Performance-wise, Gadot may be the ideal choice for the role. A combination of physical talent (she is a former physical instructor in the IDF) and screen presence and charisma (she was easily one of the stronger parts in the Fast & Furious movies in which she appeared) mean that she dominates the screen in every shot in which she appears. Her ability to switch from controlled fury to wide-eyed wonder to knowing sarcasm in the blink of an eye is testament to her prowess as an actor, and it’s genuinely difficult to think of another contemporary actress who could have done as much justice to the role. Pine has an enormous amount of fun in a role that equally gives him opportunity to explore a range from comedy to action to heartfelt emotion and it’s a performance that makes me wonder just how much better Jack Ryan: Shadow Recruit might have been in different directorial hands. Clearly Jenkins was able to extract something from Pine that Branagh could not. Of the rest of the cast, all delight – Lucy Davis is her usual irascible self; Saïd Taghmaoui, Ewen Bremner and Eugene Brave Rock all bring likeable qualities to companions Sameer, Charlie and Chief Napi, treading a perfect line as loveable rogues; and Danny Huston has a blast chewing the scenery as Ludendorff with sidekick Doctor Poison played by Elena Anaya. David Thewlis perhaps doesn’t get the best of roles with his late third act reveal as Ares, but overall there’s little to complain about.

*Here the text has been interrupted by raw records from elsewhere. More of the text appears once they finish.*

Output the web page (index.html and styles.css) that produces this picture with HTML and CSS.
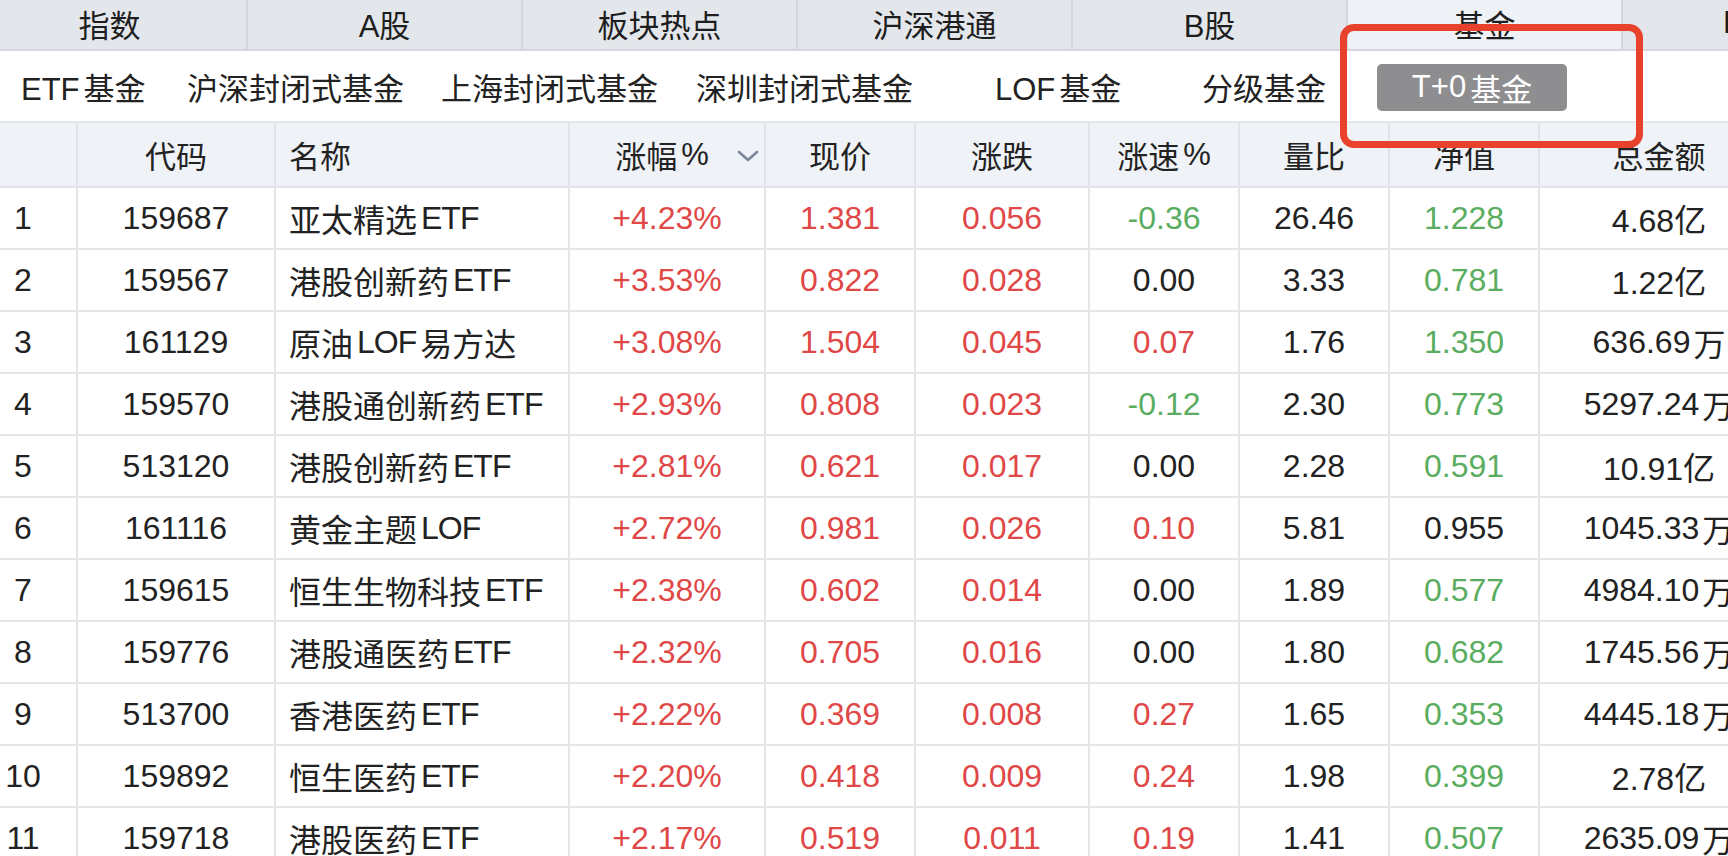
FILE: index.html
```html
<!DOCTYPE html>
<html lang="zh-CN">
<head>
<meta charset="utf-8">
<title>基金 - T+0基金</title>
<link rel="stylesheet" href="styles.css">
</head>
<body>
<div class="page">
  <nav class="topbar">
    <div class="tab">指数</div>
    <div class="tab">A股</div>
    <div class="tab">板块热点</div>
    <div class="tab">沪深港通</div>
    <div class="tab">B股</div>
    <div class="tab active">基金</div>
    <div class="tab tab-next">P</div>
  </nav>

  <div class="subbar">
    <div class="sub"><span class="sp-r">ETF</span>基金</div>
    <div class="sub">沪深封闭式基金</div>
    <div class="sub">上海封闭式基金</div>
    <div class="sub">深圳封闭式基金</div>
    <div class="sub"><span class="sp-r">LOF</span>基金</div>
    <div class="sub">分级基金</div>
    <div class="sub sub-active"><span class="sp-r">T+0</span>基金</div>
  </div>

  <div class="table">
    <div class="row head">
      <div class="cell idx"></div>
      <div class="cell">代码</div>
      <div class="cell name">名称</div>
      <div class="cell sort">涨幅<span class="sp-l">%</span>
        <svg class="chev" width="22" height="12" viewBox="0 0 22 12"><polyline points="2,2 11,10 20,2" fill="none" stroke="#7d8799" stroke-width="2.6" stroke-linecap="round" stroke-linejoin="round"/></svg>
      </div>
      <div class="cell">现价</div>
      <div class="cell">涨跌</div>
      <div class="cell">涨速<span class="sp-l">%</span></div>
      <div class="cell">量比</div>
      <div class="cell">净值</div>
      <div class="cell">总金额</div>
    </div>

    <div class="row"><div class="cell idx">1</div><div class="cell">159687</div><div class="cell name">亚太精选<span class="lat sp-l">ETF</span></div><div class="cell up">+4.23%</div><div class="cell up">1.381</div><div class="cell up">0.056</div><div class="cell down">-0.36</div><div class="cell">26.46</div><div class="cell down">1.228</div><div class="cell">4.68亿</div></div>
    <div class="row"><div class="cell idx">2</div><div class="cell">159567</div><div class="cell name">港股创新药<span class="lat sp-l">ETF</span></div><div class="cell up">+3.53%</div><div class="cell up">0.822</div><div class="cell up">0.028</div><div class="cell">0.00</div><div class="cell">3.33</div><div class="cell down">0.781</div><div class="cell">1.22亿</div></div>
    <div class="row"><div class="cell idx">3</div><div class="cell">161129</div><div class="cell name">原油<span class="lat sp-l sp-r">LOF</span>易方达</div><div class="cell up">+3.08%</div><div class="cell up">1.504</div><div class="cell up">0.045</div><div class="cell up">0.07</div><div class="cell">1.76</div><div class="cell down">1.350</div><div class="cell">636.69<span class="sp-s">万</span></div></div>
    <div class="row"><div class="cell idx">4</div><div class="cell">159570</div><div class="cell name">港股通创新药<span class="lat sp-l">ETF</span></div><div class="cell up">+2.93%</div><div class="cell up">0.808</div><div class="cell up">0.023</div><div class="cell down">-0.12</div><div class="cell">2.30</div><div class="cell down">0.773</div><div class="cell">5297.24<span class="sp-s">万</span></div></div>
    <div class="row"><div class="cell idx">5</div><div class="cell">513120</div><div class="cell name">港股创新药<span class="lat sp-l">ETF</span></div><div class="cell up">+2.81%</div><div class="cell up">0.621</div><div class="cell up">0.017</div><div class="cell">0.00</div><div class="cell">2.28</div><div class="cell down">0.591</div><div class="cell">10.91亿</div></div>
    <div class="row"><div class="cell idx">6</div><div class="cell">161116</div><div class="cell name">黄金主题<span class="lat sp-l">LOF</span></div><div class="cell up">+2.72%</div><div class="cell up">0.981</div><div class="cell up">0.026</div><div class="cell up">0.10</div><div class="cell">5.81</div><div class="cell">0.955</div><div class="cell">1045.33<span class="sp-s">万</span></div></div>
    <div class="row"><div class="cell idx">7</div><div class="cell">159615</div><div class="cell name">恒生生物科技<span class="lat sp-l">ETF</span></div><div class="cell up">+2.38%</div><div class="cell up">0.602</div><div class="cell up">0.014</div><div class="cell">0.00</div><div class="cell">1.89</div><div class="cell down">0.577</div><div class="cell">4984.10<span class="sp-s">万</span></div></div>
    <div class="row"><div class="cell idx">8</div><div class="cell">159776</div><div class="cell name">港股通医药<span class="lat sp-l">ETF</span></div><div class="cell up">+2.32%</div><div class="cell up">0.705</div><div class="cell up">0.016</div><div class="cell">0.00</div><div class="cell">1.80</div><div class="cell down">0.682</div><div class="cell">1745.56<span class="sp-s">万</span></div></div>
    <div class="row"><div class="cell idx">9</div><div class="cell">513700</div><div class="cell name">香港医药<span class="lat sp-l">ETF</span></div><div class="cell up">+2.22%</div><div class="cell up">0.369</div><div class="cell up">0.008</div><div class="cell up">0.27</div><div class="cell">1.65</div><div class="cell down">0.353</div><div class="cell">4445.18<span class="sp-s">万</span></div></div>
    <div class="row"><div class="cell idx">10</div><div class="cell">159892</div><div class="cell name">恒生医药<span class="lat sp-l">ETF</span></div><div class="cell up">+2.20%</div><div class="cell up">0.418</div><div class="cell up">0.009</div><div class="cell up">0.24</div><div class="cell">1.98</div><div class="cell down">0.399</div><div class="cell">2.78亿</div></div>
    <div class="row"><div class="cell idx">11</div><div class="cell">159718</div><div class="cell name">港股医药<span class="lat sp-l">ETF</span></div><div class="cell up">+2.17%</div><div class="cell up">0.519</div><div class="cell up">0.011</div><div class="cell up">0.19</div><div class="cell">1.41</div><div class="cell down">0.507</div><div class="cell">2635.09<span class="sp-s">万</span></div></div>
  </div>

  <div class="highlight"></div>
</div>
</body>
</html>
```

FILE: styles.css
```css
html, body {
  margin: 0;
  padding: 0;
  background: #ffffff;
}

body {
  width: 1728px;
  height: 856px;
  overflow: hidden;
  font-family: "Liberation Sans", "Noto Sans CJK SC", sans-serif;
  color: #222222;
}

.page {
  position: relative;
  width: 1728px;
  height: 856px;
  overflow: hidden;
}

/* spacing between Latin and CJK runs */
.sp-l {
  margin-left: 4px;
}

.sp-r {
  margin-right: 4px;
}

.sp-s {
  margin-left: 3px;
}

.lat {
  letter-spacing: -1px;
}

/* top category tabs */
.topbar {
  display: flex;
  height: 49px;
  margin-left: -27px;
  width: 1900px;
  background: #e3e7ec;
  border-bottom: 2px solid #d4d8de;
}

.tab {
  flex: 0 0 275px;
  box-sizing: border-box;
  border-right: 2px solid #d3d7dd;
  display: flex;
  align-items: center;
  justify-content: center;
  font-size: 31px;
  color: #1e1e1e;
  padding-bottom: 3px;
}

.tab.active {
  background: #eef1f5;
}

.tab.tab-next {
  justify-content: flex-start;
  padding-left: 100px;
}

/* sub category row */
.subbar {
  display: grid;
  grid-template-columns: 166px 254px 255px 299px 207px 175px 190px;
  align-items: center;
  height: 70px;
  padding-left: 21px;
  border-bottom: 2px solid #e4e6e9;
  font-size: 31px;
  color: #222222;
}

.sub {
  white-space: nowrap;
}

.sub-active {
  height: 47px;
  background: #8e8e91;
  color: #ffffff;
  border-radius: 5px;
  display: flex;
  align-items: center;
  justify-content: center;
  margin-top: 2px;
}

/* table */
.table {
  width: 1780px;
}

.row {
  display: grid;
  grid-template-columns: 78px 198px 294px 196px 150px 174px 150px 150px 150px 240px;
  height: 62px;
  box-sizing: border-box;
  border-bottom: 2px solid #e6e6e6;
}

.row.head {
  height: 65px;
  background: #eff2f6;
  border-bottom: 2px solid #e2e4e8;
}

.cell {
  position: relative;
  box-sizing: border-box;
  border-right: 2px solid #e6e6e6;
  display: flex;
  align-items: center;
  justify-content: center;
  font-size: 32px;
  white-space: nowrap;
}

.head .cell {
  font-size: 31px;
  color: #222222;
  border-right-color: #e0e3e7;
}

.cell.idx {
  padding-right: 30px;
}

.cell.name {
  justify-content: flex-start;
  padding-left: 13px;
}

.cell.sort {
  padding-right: 10px;
}

.chev {
  position: absolute;
  right: 5px;
  top: 27px;
}

.up {
  color: #e04747;
}

.down {
  color: #5aad5f;
}

/* annotation box drawn over the screenshot */
.highlight {
  position: absolute;
  left: 1340px;
  top: 24px;
  width: 303px;
  height: 124px;
  box-sizing: border-box;
  border: 7px solid #e8412c;
  border-radius: 14px;
}
```
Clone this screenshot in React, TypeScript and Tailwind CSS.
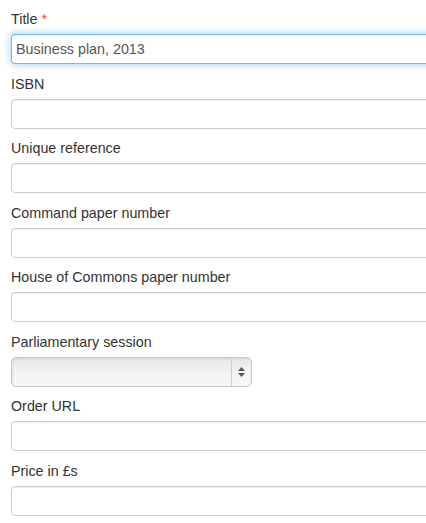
import React from "react";

const inputBase =
  "block h-[30px] w-[520px] rounded-[4px] border bg-white px-[4px] text-[14.3px] text-[#555] outline-none";

function Field({ label, required, value, focused }: { label: string; required?: boolean; value?: string; focused?: boolean }) {
  return (
    <div className="mb-[9.5px]">
      <label className="mb-[5px] block h-[20px] text-[14.3px] leading-[20px] text-[#333]">
        {label}
        {required && <span className="ml-[4px] text-[#e4572e]">*</span>}
      </label>
      <input
        readOnly
        value={value ?? ""}
        className={
          inputBase +
          (focused
            ? " border-[rgba(82,168,236,0.8)] shadow-[inset_0_1px_1px_rgba(0,0,0,0.075),0_0_8px_rgba(82,168,236,0.6)]"
            : " border-[#ccc] shadow-[inset_0_1px_1px_rgba(0,0,0,0.075)]")
        }
      />
    </div>
  );
}

export default function App() {
  return (
    <div
      className="h-[523px] w-[426px] overflow-hidden bg-white pl-[11px] pt-[9px]"
      style={{ fontFamily: '"Liberation Sans", Arial, sans-serif' }}
    >
      <Field label="Title" required value="Business plan, 2013" focused />
      <Field label="ISBN" />
      <Field label="Unique reference" />
      <Field label="Command paper number" />
      <Field label="House of Commons paper number" />
      <div className="mb-[9.5px]">
        <label className="mb-[5px] block h-[20px] text-[14.3px] leading-[20px] text-[#333]">
          Parliamentary session
        </label>
        <div className="flex h-[30px] w-[241px] overflow-hidden rounded-[5px] border border-[#c8c8c8] bg-gradient-to-b from-[#e6e6e6] via-[#f3f3f3] to-[#f7f7f7] shadow-[inset_1px_1px_2px_rgba(0,0,0,0.08)]">
          <div className="flex-1" />
          <div className="flex w-[20px] flex-col items-center justify-center gap-[2px] border-l border-[#cfcfcf]">
            <svg width="7" height="4" viewBox="0 0 7 4">
              <path d="M3.5 0L7 4H0z" fill="#555" />
            </svg>
            <svg width="7" height="4" viewBox="0 0 7 4">
              <path d="M0 0H7L3.5 4z" fill="#555" />
            </svg>
          </div>
        </div>
      </div>
      <Field label="Order URL" />
      <Field label="Price in £s" />
    </div>
  );
}
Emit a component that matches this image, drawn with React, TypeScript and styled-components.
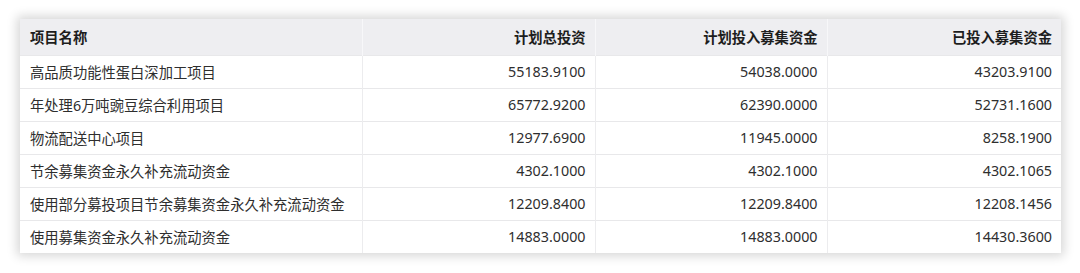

It isn’t a perfect movie – the third act does degenerate a little into a fairly standard CGI-fest as Diana and Ares battle one another, but even then the underlying emotion and themes save it from being as cliched as it otherwise might have been. What it does do is remind the DCEU what superheroes are really supposed to be about, while giving us a film that manages to put a woman front and centre and celebrate her capability and intelligence as well as her beauty without simply making her a fetishistic cypher. I for one look forward heartily to the sequel.